O Estado chinês ordenou que essas empresas estatais transformassem milhares dessas residências em habitações sociais, vendidas a baixo custo para que as pessoas mais pobres tivessem acesso, pudessem dar entrada e adquirissem aquele apartamento por valores módicos. A crise imobiliária na China abriu a possibilidade do surgimento de uma nova modalidade de moradia urbana que são as moradias sociais.
Planos quinquenais
Outro ponto central nessa discussão são os planos quinquenais chineses. A China tem uma meta de criação de 13 milhões de empregos urbanos por ano. Em 10 anos, o país tirou 200 milhões de pessoas do campo para a cidade e precisa entregar casas para essas pessoas.

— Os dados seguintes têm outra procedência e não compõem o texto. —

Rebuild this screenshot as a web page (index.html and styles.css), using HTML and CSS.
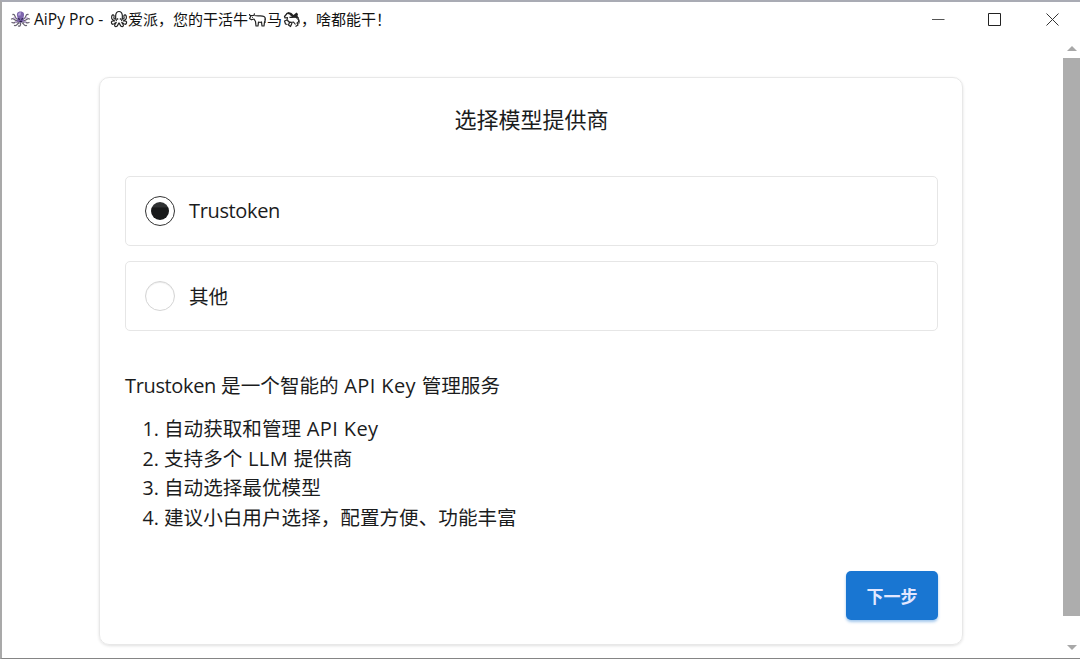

Em março deste ano, o governo anunciou um programa de investimento de 40 bilhões de dólares – o equivalente a 200 bilhões de reais – para a construção de 11 milhões de residências no país.
Isso é permitido porque na China o sistema financeiro é público e pode criar moeda fiduciária, que é a moeda do Estado. A moeda fiduciária é um bem público planificado de Estado, criada com uma contrapartida necessária, que pode ser uma linha de metrô, uma linha de trem, ou unidades residenciais.
Essa é outra propriedade do socialismo em relação ao capitalismo. Como o sistema financeiro é público e a moeda também, existe a possibilidade de planejar o investimento, já pensando na contrapartida da criação dessa moeda. No capitalismo isso não é possível.